Pictures do not belong in the copy; transcribe everything else in the records exactly.
** begin Records to process **
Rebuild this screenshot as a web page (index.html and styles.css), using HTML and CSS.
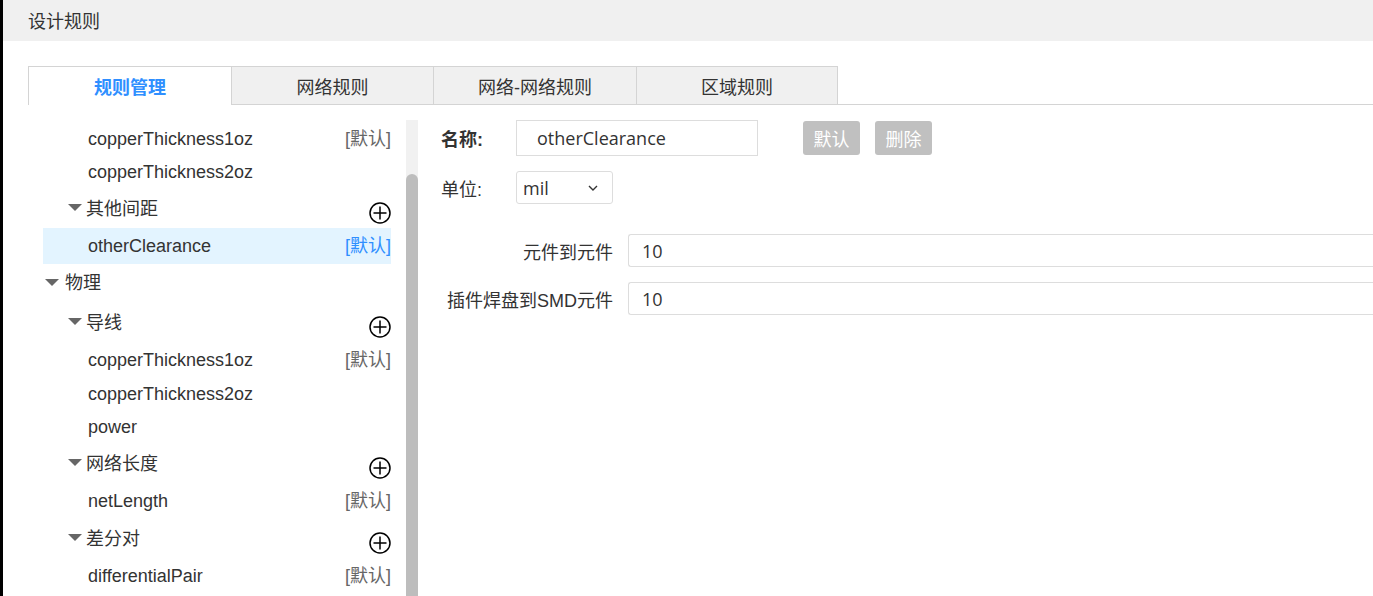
FILE: index.html
```html
<!DOCTYPE html>
<html lang="zh-CN">
<head>
  <meta charset="UTF-8">
  <meta name="viewport" content="width=device-width, initial-scale=1.0">
  <title>设计规则</title>
  <link rel="stylesheet" href="styles.css">
</head>
<body>
  <div class="page-title">设计规则</div>

  <div class="tabs">
    <div class="tab active">规则管理</div>
    <div class="tab">网络规则</div>
    <div class="tab">网络-网络规则</div>
    <div class="tab">区域规则</div>
  </div>

  <div class="main">
    <div class="tree">
      <div class="leaf"><span>copperThickness1oz</span><span class="tag">[默认]</span></div>
      <div class="leaf"><span>copperThickness2oz</span></div>
      <div class="folder">
        <span class="arrow"></span><span class="folder-name">其他间距</span>
        <svg class="plus" viewBox="0 0 22 22"><circle cx="11" cy="11" r="10" /><path d="M4.5 11H17.5M11 4.5V17.5" /></svg>
      </div>
      <div class="leaf selected"><span>otherClearance</span><span class="tag">[默认]</span></div>
      <div class="folder top"><span class="arrow"></span><span class="folder-name">物理</span></div>
      <div class="folder">
        <span class="arrow"></span><span class="folder-name">导线</span>
        <svg class="plus" viewBox="0 0 22 22"><circle cx="11" cy="11" r="10" /><path d="M4.5 11H17.5M11 4.5V17.5" /></svg>
      </div>
      <div class="leaf"><span>copperThickness1oz</span><span class="tag">[默认]</span></div>
      <div class="leaf"><span>copperThickness2oz</span></div>
      <div class="leaf"><span>power</span></div>
      <div class="folder">
        <span class="arrow"></span><span class="folder-name">网络长度</span>
        <svg class="plus" viewBox="0 0 22 22"><circle cx="11" cy="11" r="10" /><path d="M4.5 11H17.5M11 4.5V17.5" /></svg>
      </div>
      <div class="leaf"><span>netLength</span><span class="tag">[默认]</span></div>
      <div class="folder last">
        <span class="arrow"></span><span class="folder-name">差分对</span>
        <svg class="plus" viewBox="0 0 22 22"><circle cx="11" cy="11" r="10" /><path d="M4.5 11H17.5M11 4.5V17.5" /></svg>
      </div>
      <div class="leaf"><span>differentialPair</span><span class="tag">[默认]</span></div>
    </div>

    <div class="scrollbar"><div class="thumb"></div></div>

    <div class="detail">
      <div class="name-row">
        <label class="head-label bold">名称:</label>
        <input class="name-input" type="text" value="otherClearance">
        <button class="btn first">默认</button>
        <button class="btn">删除</button>
      </div>
      <div class="unit-row">
        <label class="head-label">单位:</label>
        <div class="unit-select">
          <span>mil</span>
          <svg class="chevron" viewBox="0 0 10 6"><path d="M1 1L5 5L9 1" /></svg>
        </div>
      </div>
      <div class="field-row first-field">
        <label class="field-label">元件到元件</label>
        <input class="field-input" type="text" value="10">
      </div>
      <div class="field-row">
        <label class="field-label">插件焊盘到SMD元件</label>
        <input class="field-input" type="text" value="10">
      </div>
    </div>
  </div>
</body>
</html>
```

FILE: styles.css
```css
body {
  margin: 0;
  height: 596px;
  overflow: hidden;
  box-sizing: border-box;
  background: #fff;
  border-left: 3px solid #000;
  font-family: "Liberation Sans", "Noto Sans CJK SC", sans-serif;
  font-size: 18px;
  color: #333;
}

.page-title {
  height: 41px;
  line-height: 44px;
  padding-left: 25px;
  background: #f0f0f0;
}

.tabs {
  display: flex;
  height: 39px;
  margin: 25px 0 0 25px;
  box-sizing: border-box;
  border-bottom: 1px solid #d4d4d4;
}

.tab {
  width: 202px;
  height: 39px;
  line-height: 42px;
  box-sizing: border-box;
  text-align: center;
  background: #f0f0f0;
  border: 1px solid #d4d4d4;
  border-left: none;
}

.tab:nth-child(3) {
  width: 203px;
}

.tab:nth-child(4) {
  width: 201px;
}

.tab.active {
  width: 204px;
  background: #fff;
  border-left: 1px solid #d4d4d4;
  border-bottom: none;
  font-weight: bold;
  color: #2f8fff;
}

.main {
  display: flex;
  height: 491px;
  margin-top: 15px;
}

.tree {
  flex-shrink: 0;
  width: 348px;
  margin-left: 40px;
  padding-top: 1.5px;
}

.leaf {
  display: flex;
  justify-content: space-between;
  height: 33.5px;
  line-height: 34px;
  padding-left: 45px;
  white-space: nowrap;
}

.leaf.selected {
  height: 36px;
  line-height: 36px;
  margin-top: -1px;
  background: #e3f4ff;
}

.tag {
  color: #666;
}

.selected .tag {
  color: #2f8fff;
}

.folder {
  display: flex;
  height: 40.5px;
  line-height: 40px;
  padding-left: 25px;
  white-space: nowrap;
}

.folder.top {
  height: 38.5px;
  line-height: 38px;
  padding-left: 2px;
}

.folder.last {
  margin-top: 1px;
}

.arrow {
  width: 0;
  height: 0;
  margin-top: 15px;
  margin-right: 4px;
  border-left: 7px solid transparent;
  border-right: 7px solid transparent;
  border-top: 7px solid #666;
}

.folder.top .arrow {
  margin-right: 6px;
}

.plus {
  width: 22px;
  height: 22px;
  margin-left: auto;
  margin-top: 13px;
  fill: none;
  stroke: #000;
  stroke-width: 1.5;
}

.scrollbar {
  flex-shrink: 0;
  width: 12px;
  margin-left: 15px;
  background: #f1f1f1;
}

.thumb {
  height: 437px;
  margin-top: 54px;
  background: #bdbdbd;
  border-radius: 6px 6px 0 0;
}

.detail {
  flex: 1;
  min-width: 0;
  padding-left: 23px;
}

.name-row {
  display: flex;
  align-items: center;
  height: 36px;
}

.head-label {
  width: 75px;
  flex-shrink: 0;
}

.bold {
  font-weight: bold;
}

.name-input {
  width: 242px;
  height: 36px;
  padding: 0 20px;
  box-sizing: border-box;
  border: 1px solid #ddd;
  font-family: "Open Sans", sans-serif;
  font-size: 18px;
  color: #333;
}

.btn {
  width: 57px;
  height: 34px;
  margin-left: 15px;
  padding: 0;
  background: #c0c0c0;
  border: none;
  border-radius: 3px;
  font-family: inherit;
  font-size: 18px;
  color: #fff;
}

.btn.first {
  margin-left: 45px;
}

.unit-row {
  display: flex;
  align-items: center;
  height: 33px;
  margin-top: 15px;
}

.unit-select {
  display: flex;
  align-items: center;
  justify-content: space-between;
  width: 97px;
  height: 33px;
  padding: 0 14px 0 6px;
  box-sizing: border-box;
  background: #fff;
  border: 1px solid #ddd;
  border-radius: 3px;
  font-family: "Open Sans", sans-serif;
  font-size: 18px;
  color: #333;
}

.chevron {
  width: 10px;
  height: 6px;
  fill: none;
  stroke: #333;
  stroke-width: 1.4;
}

.field-row {
  display: flex;
  align-items: center;
  height: 33px;
  margin-top: 15px;
}

.first-field {
  margin-top: 30px;
}

.field-label {
  width: 172px;
  flex-shrink: 0;
  text-align: right;
  white-space: nowrap;
}

/* runs to the window edge, so no right border */
.field-input {
  flex: 1;
  min-width: 0;
  height: 33px;
  margin-left: 15px;
  padding: 0 13px;
  box-sizing: border-box;
  border: 1px solid #ddd;
  border-right: none;
  border-radius: 3px 0 0 3px;
  font-family: "Open Sans", sans-serif;
  font-size: 18px;
  color: #333;
}
```
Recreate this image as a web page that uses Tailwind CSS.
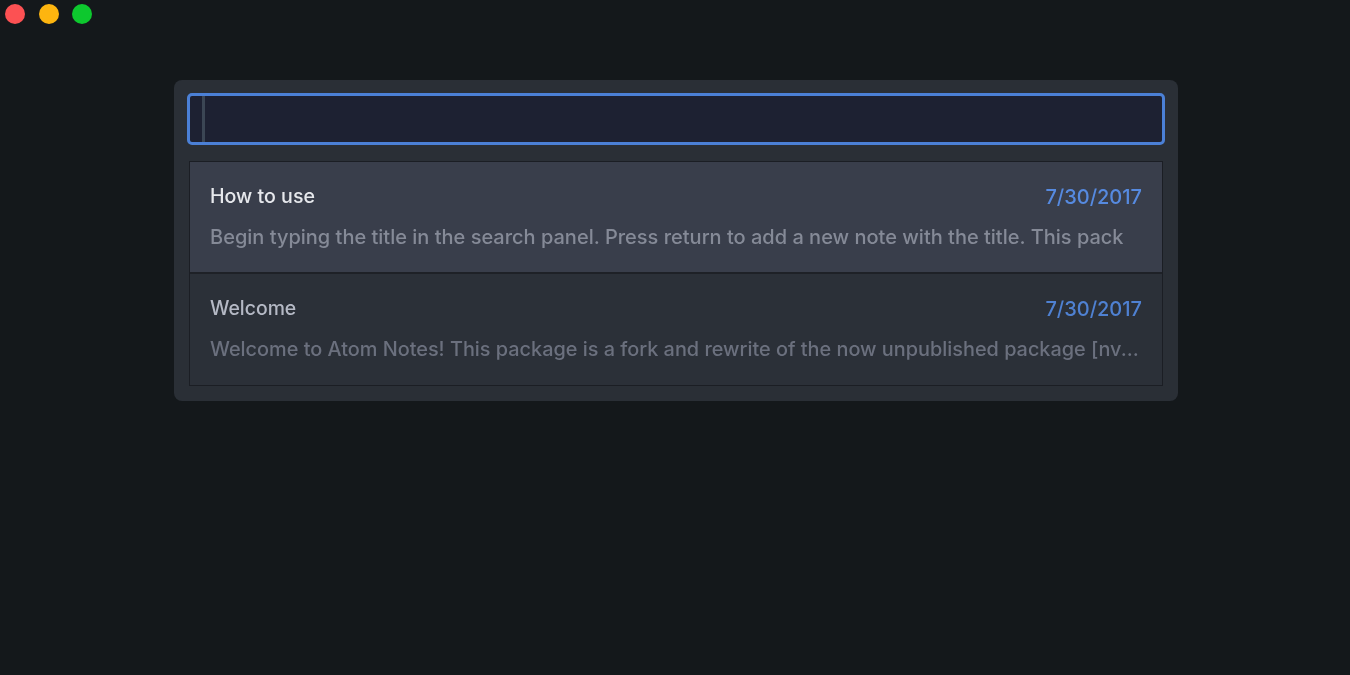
** end Records to process **
*Task result*:
Rebuild this screenshot as a web page (index.html and styles.css), using HTML and CSS.
FILE: index.html
```html
<!DOCTYPE html>
<html lang="zh-CN">
<head>
  <meta charset="UTF-8">
  <meta name="viewport" content="width=device-width, initial-scale=1.0">
  <title>设计规则</title>
  <link rel="stylesheet" href="styles.css">
</head>
<body>
  <div class="page-title">设计规则</div>

  <div class="tabs">
    <div class="tab active">规则管理</div>
    <div class="tab">网络规则</div>
    <div class="tab">网络-网络规则</div>
    <div class="tab">区域规则</div>
  </div>

  <div class="main">
    <div class="tree">
      <div class="leaf"><span>copperThickness1oz</span><span class="tag">[默认]</span></div>
      <div class="leaf"><span>copperThickness2oz</span></div>
      <div class="folder">
        <span class="arrow"></span><span class="folder-name">其他间距</span>
        <svg class="plus" viewBox="0 0 22 22"><circle cx="11" cy="11" r="10" /><path d="M4.5 11H17.5M11 4.5V17.5" /></svg>
      </div>
      <div class="leaf selected"><span>otherClearance</span><span class="tag">[默认]</span></div>
      <div class="folder top"><span class="arrow"></span><span class="folder-name">物理</span></div>
      <div class="folder">
        <span class="arrow"></span><span class="folder-name">导线</span>
        <svg class="plus" viewBox="0 0 22 22"><circle cx="11" cy="11" r="10" /><path d="M4.5 11H17.5M11 4.5V17.5" /></svg>
      </div>
      <div class="leaf"><span>copperThickness1oz</span><span class="tag">[默认]</span></div>
      <div class="leaf"><span>copperThickness2oz</span></div>
      <div class="leaf"><span>power</span></div>
      <div class="folder">
        <span class="arrow"></span><span class="folder-name">网络长度</span>
        <svg class="plus" viewBox="0 0 22 22"><circle cx="11" cy="11" r="10" /><path d="M4.5 11H17.5M11 4.5V17.5" /></svg>
      </div>
      <div class="leaf"><span>netLength</span><span class="tag">[默认]</span></div>
      <div class="folder last">
        <span class="arrow"></span><span class="folder-name">差分对</span>
        <svg class="plus" viewBox="0 0 22 22"><circle cx="11" cy="11" r="10" /><path d="M4.5 11H17.5M11 4.5V17.5" /></svg>
      </div>
      <div class="leaf"><span>differentialPair</span><span class="tag">[默认]</span></div>
    </div>

    <div class="scrollbar"><div class="thumb"></div></div>

    <div class="detail">
      <div class="name-row">
        <label class="head-label bold">名称:</label>
        <input class="name-input" type="text" value="otherClearance">
        <button class="btn first">默认</button>
        <button class="btn">删除</button>
      </div>
      <div class="unit-row">
        <label class="head-label">单位:</label>
        <div class="unit-select">
          <span>mil</span>
          <svg class="chevron" viewBox="0 0 10 6"><path d="M1 1L5 5L9 1" /></svg>
        </div>
      </div>
      <div class="field-row first-field">
        <label class="field-label">元件到元件</label>
        <input class="field-input" type="text" value="10">
      </div>
      <div class="field-row">
        <label class="field-label">插件焊盘到SMD元件</label>
        <input class="field-input" type="text" value="10">
      </div>
    </div>
  </div>
</body>
</html>
```

FILE: styles.css
```css
body {
  margin: 0;
  height: 596px;
  overflow: hidden;
  box-sizing: border-box;
  background: #fff;
  border-left: 3px solid #000;
  font-family: "Liberation Sans", "Noto Sans CJK SC", sans-serif;
  font-size: 18px;
  color: #333;
}

.page-title {
  height: 41px;
  line-height: 44px;
  padding-left: 25px;
  background: #f0f0f0;
}

.tabs {
  display: flex;
  height: 39px;
  margin: 25px 0 0 25px;
  box-sizing: border-box;
  border-bottom: 1px solid #d4d4d4;
}

.tab {
  width: 202px;
  height: 39px;
  line-height: 42px;
  box-sizing: border-box;
  text-align: center;
  background: #f0f0f0;
  border: 1px solid #d4d4d4;
  border-left: none;
}

.tab:nth-child(3) {
  width: 203px;
}

.tab:nth-child(4) {
  width: 201px;
}

.tab.active {
  width: 204px;
  background: #fff;
  border-left: 1px solid #d4d4d4;
  border-bottom: none;
  font-weight: bold;
  color: #2f8fff;
}

.main {
  display: flex;
  height: 491px;
  margin-top: 15px;
}

.tree {
  flex-shrink: 0;
  width: 348px;
  margin-left: 40px;
  padding-top: 1.5px;
}

.leaf {
  display: flex;
  justify-content: space-between;
  height: 33.5px;
  line-height: 34px;
  padding-left: 45px;
  white-space: nowrap;
}

.leaf.selected {
  height: 36px;
  line-height: 36px;
  margin-top: -1px;
  background: #e3f4ff;
}

.tag {
  color: #666;
}

.selected .tag {
  color: #2f8fff;
}

.folder {
  display: flex;
  height: 40.5px;
  line-height: 40px;
  padding-left: 25px;
  white-space: nowrap;
}

.folder.top {
  height: 38.5px;
  line-height: 38px;
  padding-left: 2px;
}

.folder.last {
  margin-top: 1px;
}

.arrow {
  width: 0;
  height: 0;
  margin-top: 15px;
  margin-right: 4px;
  border-left: 7px solid transparent;
  border-right: 7px solid transparent;
  border-top: 7px solid #666;
}

.folder.top .arrow {
  margin-right: 6px;
}

.plus {
  width: 22px;
  height: 22px;
  margin-left: auto;
  margin-top: 13px;
  fill: none;
  stroke: #000;
  stroke-width: 1.5;
}

.scrollbar {
  flex-shrink: 0;
  width: 12px;
  margin-left: 15px;
  background: #f1f1f1;
}

.thumb {
  height: 437px;
  margin-top: 54px;
  background: #bdbdbd;
  border-radius: 6px 6px 0 0;
}

.detail {
  flex: 1;
  min-width: 0;
  padding-left: 23px;
}

.name-row {
  display: flex;
  align-items: center;
  height: 36px;
}

.head-label {
  width: 75px;
  flex-shrink: 0;
}

.bold {
  font-weight: bold;
}

.name-input {
  width: 242px;
  height: 36px;
  padding: 0 20px;
  box-sizing: border-box;
  border: 1px solid #ddd;
  font-family: "Open Sans", sans-serif;
  font-size: 18px;
  color: #333;
}

.btn {
  width: 57px;
  height: 34px;
  margin-left: 15px;
  padding: 0;
  background: #c0c0c0;
  border: none;
  border-radius: 3px;
  font-family: inherit;
  font-size: 18px;
  color: #fff;
}

.btn.first {
  margin-left: 45px;
}

.unit-row {
  display: flex;
  align-items: center;
  height: 33px;
  margin-top: 15px;
}

.unit-select {
  display: flex;
  align-items: center;
  justify-content: space-between;
  width: 97px;
  height: 33px;
  padding: 0 14px 0 6px;
  box-sizing: border-box;
  background: #fff;
  border: 1px solid #ddd;
  border-radius: 3px;
  font-family: "Open Sans", sans-serif;
  font-size: 18px;
  color: #333;
}

.chevron {
  width: 10px;
  height: 6px;
  fill: none;
  stroke: #333;
  stroke-width: 1.4;
}

.field-row {
  display: flex;
  align-items: center;
  height: 33px;
  margin-top: 15px;
}

.first-field {
  margin-top: 30px;
}

.field-label {
  width: 172px;
  flex-shrink: 0;
  text-align: right;
  white-space: nowrap;
}

/* runs to the window edge, so no right border */
.field-input {
  flex: 1;
  min-width: 0;
  height: 33px;
  margin-left: 15px;
  padding: 0 13px;
  box-sizing: border-box;
  border: 1px solid #ddd;
  border-right: none;
  border-radius: 3px 0 0 3px;
  font-family: "Open Sans", sans-serif;
  font-size: 18px;
  color: #333;
}
```
Recreate this image as a web page that uses Tailwind CSS.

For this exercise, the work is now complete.